Jeudi dernier, Jérémy Muller a été le premier arbitre luxembourgeois à officier sur un match de Coupe d’Europe avec l’aide de la VAR. Il nous a raconté l’expérience.

En 2022, Alain Durieux avait déjà sifflé  une rencontre avec l’aide du système, à Gibraltar. Mais c’est la première fois qu’un Luxembourgeois se retrouve devant 7 500 spectateurs avec des caméras en soutien, après que la fédération ait énormément travaillé pour inclure ses «sifflets» dans les programmes de formation internationaux. Jérémy Muller est allé trois jours en Suisse, deux jours à Madrid et deux autres aux Pays-Bas, pour se former et s’offrir ce genre d’opportunités. Il nous a fait vivre, Zalgiris Kaunas – Arda de l’intérieur.

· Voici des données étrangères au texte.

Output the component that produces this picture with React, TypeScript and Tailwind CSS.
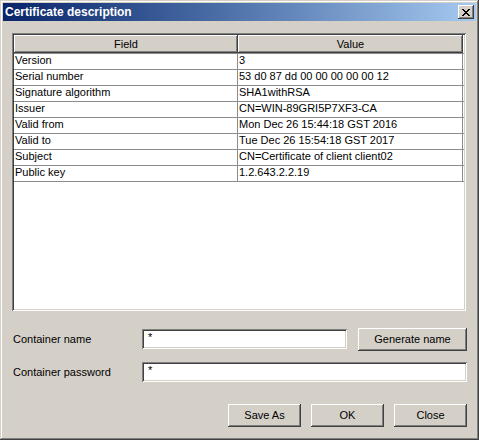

C’est comment, d’arbitrer en Coupe d’Europe avec la VAR ?

Jérémy Muller : Totalement différent. D’un point de vue psychologique, c’est un mix de pression supplémentaire et de sérénité qu’on n’a pas sans la VAR. La pression parce que dès qu’on a pris une décision, on se demande si c’est la bonne. De sérénité parce que si on rate quelque chose, on sait que la décision peut être inversée. Mais mentalement, je dirais que c’est quand même plus usant : chaque décision, on doit la justifier verbalement car l’équipe qui est dans le camion écoute, alors il faut dire ce qu’on a vu et pourquoi on a fait ce qu’on a fait.

Ils écoutent, et ils parlent aussi. Vous êtes littéralement en conversation constante tout en arbitrant ?

Ah mais c’est le côté très bien de la VAR! Parce qu’en plus, on a la validation directe de nos décisions. On me le dit dans l’oreillette.

C’est plus stressant d’être dans le camion que sur le terrain

Ça ne vous dérange pas, au contraire ?

L’arbitre du centre est responsable de tout le groupe d’arbitres, qui est à six et pas à quatre, quand il y a la VAR. La veille du match, on a eu une réunion pour que je dise ce qu’on voulait ou pas, en termes de communication. Mais là, c’était inversé. Nos collègues autrichiens qui étaient derrière l’écran, bossent avec la VAR depuis 6 ou 7 ans. Ils nous ont donc dit comment ils ont l’habitude de travailler. En vrai, le plus dur, ce n’est pas d’être sur le terrain mais dans le camion.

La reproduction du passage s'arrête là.